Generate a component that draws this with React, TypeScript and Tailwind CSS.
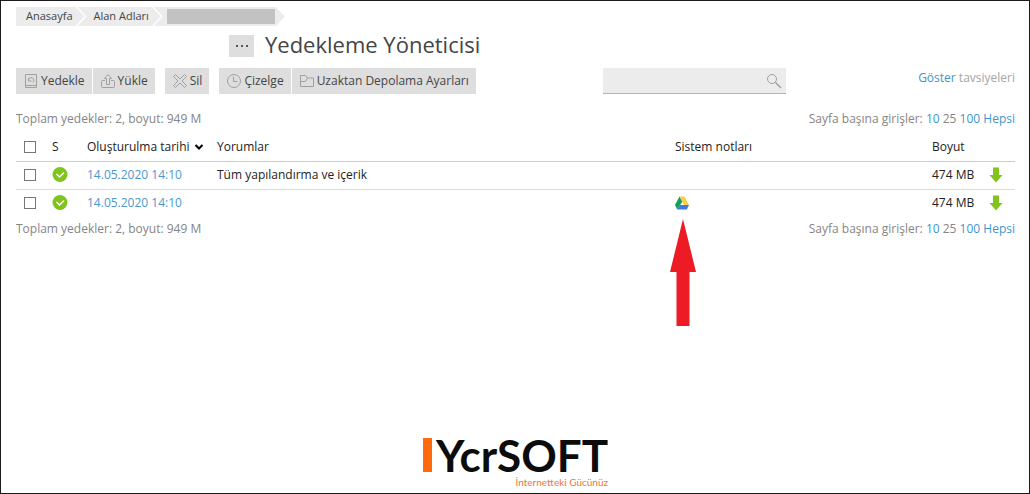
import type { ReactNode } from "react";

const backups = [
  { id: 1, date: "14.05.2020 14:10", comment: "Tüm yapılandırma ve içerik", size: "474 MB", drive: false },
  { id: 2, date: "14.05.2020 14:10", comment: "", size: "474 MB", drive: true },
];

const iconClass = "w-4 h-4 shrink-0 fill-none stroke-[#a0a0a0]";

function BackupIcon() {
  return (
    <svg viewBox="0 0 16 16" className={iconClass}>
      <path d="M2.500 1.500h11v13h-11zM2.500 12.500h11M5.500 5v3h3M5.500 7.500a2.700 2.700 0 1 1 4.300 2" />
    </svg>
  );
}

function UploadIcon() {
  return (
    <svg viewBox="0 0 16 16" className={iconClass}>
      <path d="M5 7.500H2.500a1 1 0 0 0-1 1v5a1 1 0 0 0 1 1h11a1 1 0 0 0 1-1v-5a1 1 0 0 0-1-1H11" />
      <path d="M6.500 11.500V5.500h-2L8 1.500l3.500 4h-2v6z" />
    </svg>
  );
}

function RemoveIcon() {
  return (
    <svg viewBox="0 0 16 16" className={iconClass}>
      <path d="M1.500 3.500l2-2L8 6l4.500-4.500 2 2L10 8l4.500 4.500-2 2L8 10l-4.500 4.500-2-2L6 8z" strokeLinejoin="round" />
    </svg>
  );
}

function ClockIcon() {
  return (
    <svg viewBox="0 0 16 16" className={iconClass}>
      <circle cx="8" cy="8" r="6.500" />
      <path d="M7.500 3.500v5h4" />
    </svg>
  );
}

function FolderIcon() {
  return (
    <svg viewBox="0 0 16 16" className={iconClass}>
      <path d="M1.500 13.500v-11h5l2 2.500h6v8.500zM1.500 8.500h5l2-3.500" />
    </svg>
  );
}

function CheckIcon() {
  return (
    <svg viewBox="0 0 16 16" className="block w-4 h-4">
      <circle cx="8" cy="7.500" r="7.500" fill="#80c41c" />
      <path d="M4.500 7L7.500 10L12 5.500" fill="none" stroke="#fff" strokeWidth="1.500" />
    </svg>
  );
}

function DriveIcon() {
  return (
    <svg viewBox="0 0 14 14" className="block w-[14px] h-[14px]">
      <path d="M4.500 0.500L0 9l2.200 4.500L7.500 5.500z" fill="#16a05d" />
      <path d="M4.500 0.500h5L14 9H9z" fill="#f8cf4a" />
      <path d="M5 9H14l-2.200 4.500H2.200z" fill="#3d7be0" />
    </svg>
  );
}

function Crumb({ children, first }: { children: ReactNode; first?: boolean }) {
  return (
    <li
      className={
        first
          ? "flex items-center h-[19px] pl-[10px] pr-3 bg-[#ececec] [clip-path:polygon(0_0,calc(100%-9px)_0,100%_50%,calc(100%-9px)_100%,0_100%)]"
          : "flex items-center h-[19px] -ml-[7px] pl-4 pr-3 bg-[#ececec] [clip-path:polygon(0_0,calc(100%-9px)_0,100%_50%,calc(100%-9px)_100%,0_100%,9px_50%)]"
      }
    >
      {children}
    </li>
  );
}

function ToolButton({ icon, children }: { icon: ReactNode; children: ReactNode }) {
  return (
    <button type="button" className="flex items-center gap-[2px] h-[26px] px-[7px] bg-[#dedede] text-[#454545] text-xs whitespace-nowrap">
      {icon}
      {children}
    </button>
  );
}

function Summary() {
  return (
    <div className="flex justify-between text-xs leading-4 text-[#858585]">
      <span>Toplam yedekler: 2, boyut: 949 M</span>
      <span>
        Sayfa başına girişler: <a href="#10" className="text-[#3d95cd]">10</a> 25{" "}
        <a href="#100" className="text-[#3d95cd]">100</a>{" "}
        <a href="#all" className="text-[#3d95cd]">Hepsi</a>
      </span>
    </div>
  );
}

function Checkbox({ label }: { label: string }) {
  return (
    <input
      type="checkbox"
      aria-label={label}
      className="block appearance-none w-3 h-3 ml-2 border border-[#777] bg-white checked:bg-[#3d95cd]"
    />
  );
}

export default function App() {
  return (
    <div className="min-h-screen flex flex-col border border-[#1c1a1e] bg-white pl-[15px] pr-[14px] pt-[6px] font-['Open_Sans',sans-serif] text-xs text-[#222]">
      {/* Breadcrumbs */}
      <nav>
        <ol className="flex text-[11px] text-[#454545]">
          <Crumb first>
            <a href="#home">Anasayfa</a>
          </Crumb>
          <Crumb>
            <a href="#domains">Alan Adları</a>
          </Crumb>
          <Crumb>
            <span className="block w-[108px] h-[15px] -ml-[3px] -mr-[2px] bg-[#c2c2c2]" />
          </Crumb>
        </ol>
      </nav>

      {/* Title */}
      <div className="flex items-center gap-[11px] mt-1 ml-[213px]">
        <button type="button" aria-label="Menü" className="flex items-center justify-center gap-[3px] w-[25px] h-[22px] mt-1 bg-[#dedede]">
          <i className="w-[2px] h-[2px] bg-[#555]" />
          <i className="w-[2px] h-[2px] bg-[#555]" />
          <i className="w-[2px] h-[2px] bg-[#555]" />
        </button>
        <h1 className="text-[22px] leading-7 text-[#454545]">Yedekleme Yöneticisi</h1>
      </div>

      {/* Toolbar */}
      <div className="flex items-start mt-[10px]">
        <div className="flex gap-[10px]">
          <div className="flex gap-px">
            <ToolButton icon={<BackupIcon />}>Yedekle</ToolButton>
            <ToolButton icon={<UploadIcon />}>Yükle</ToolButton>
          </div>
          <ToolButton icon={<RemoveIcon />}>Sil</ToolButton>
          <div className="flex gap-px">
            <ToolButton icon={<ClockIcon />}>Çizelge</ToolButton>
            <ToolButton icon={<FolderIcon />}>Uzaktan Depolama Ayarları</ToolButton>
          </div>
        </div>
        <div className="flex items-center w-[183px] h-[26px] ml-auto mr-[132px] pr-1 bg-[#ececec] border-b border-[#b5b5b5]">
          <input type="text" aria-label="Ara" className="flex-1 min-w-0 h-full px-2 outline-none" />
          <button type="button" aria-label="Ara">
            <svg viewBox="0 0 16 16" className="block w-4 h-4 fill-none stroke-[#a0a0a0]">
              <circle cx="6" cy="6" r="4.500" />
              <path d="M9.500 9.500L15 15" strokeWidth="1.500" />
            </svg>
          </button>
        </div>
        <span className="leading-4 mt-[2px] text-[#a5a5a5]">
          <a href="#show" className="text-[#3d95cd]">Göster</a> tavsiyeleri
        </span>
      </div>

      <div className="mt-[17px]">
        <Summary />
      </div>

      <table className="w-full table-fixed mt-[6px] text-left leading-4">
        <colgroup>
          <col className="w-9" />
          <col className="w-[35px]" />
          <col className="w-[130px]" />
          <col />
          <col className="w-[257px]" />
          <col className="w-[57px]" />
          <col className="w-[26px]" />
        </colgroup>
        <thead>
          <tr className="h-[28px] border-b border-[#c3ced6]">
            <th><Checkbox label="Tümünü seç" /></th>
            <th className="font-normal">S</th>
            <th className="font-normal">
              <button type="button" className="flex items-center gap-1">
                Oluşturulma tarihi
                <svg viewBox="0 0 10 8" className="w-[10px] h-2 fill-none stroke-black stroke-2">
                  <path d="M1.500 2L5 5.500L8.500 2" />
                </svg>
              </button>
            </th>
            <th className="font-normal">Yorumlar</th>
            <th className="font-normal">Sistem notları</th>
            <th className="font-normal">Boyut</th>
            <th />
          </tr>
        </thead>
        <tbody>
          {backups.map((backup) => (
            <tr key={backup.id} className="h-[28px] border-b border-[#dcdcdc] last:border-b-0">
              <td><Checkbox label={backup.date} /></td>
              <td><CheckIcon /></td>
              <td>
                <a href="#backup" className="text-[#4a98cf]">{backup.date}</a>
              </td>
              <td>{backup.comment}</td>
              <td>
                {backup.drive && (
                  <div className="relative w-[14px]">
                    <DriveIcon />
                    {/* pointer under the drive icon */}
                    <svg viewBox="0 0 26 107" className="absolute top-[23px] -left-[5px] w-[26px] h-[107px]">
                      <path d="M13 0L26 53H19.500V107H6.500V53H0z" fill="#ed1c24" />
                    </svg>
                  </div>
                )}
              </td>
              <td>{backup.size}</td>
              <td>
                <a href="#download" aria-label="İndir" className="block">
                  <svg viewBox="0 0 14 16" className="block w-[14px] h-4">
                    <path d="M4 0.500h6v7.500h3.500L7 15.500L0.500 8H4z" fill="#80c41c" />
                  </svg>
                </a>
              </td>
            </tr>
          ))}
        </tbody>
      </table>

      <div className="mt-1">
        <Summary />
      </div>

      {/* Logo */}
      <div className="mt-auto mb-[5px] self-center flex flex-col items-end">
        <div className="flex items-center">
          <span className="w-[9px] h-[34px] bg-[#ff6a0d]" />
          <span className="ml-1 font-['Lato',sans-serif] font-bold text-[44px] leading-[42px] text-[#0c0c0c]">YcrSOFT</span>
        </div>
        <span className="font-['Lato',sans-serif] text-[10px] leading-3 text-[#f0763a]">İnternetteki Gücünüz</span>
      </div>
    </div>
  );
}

════════════════

*WRITTEN EXERCISE*. Leave out the pictures. Transcribe only the lines above, from the first through the one that contains "h-4 shrink-0 fill-none".

*CORRECT ANSWER*.
Generate a component that draws this with React, TypeScript and Tailwind CSS.
import type { ReactNode } from "react";

const backups = [
  { id: 1, date: "14.05.2020 14:10", comment: "Tüm yapılandırma ve içerik", size: "474 MB", drive: false },
  { id: 2, date: "14.05.2020 14:10", comment: "", size: "474 MB", drive: true },
];

const iconClass = "w-4 h-4 shrink-0 fill-none stroke-[#a0a0a0]";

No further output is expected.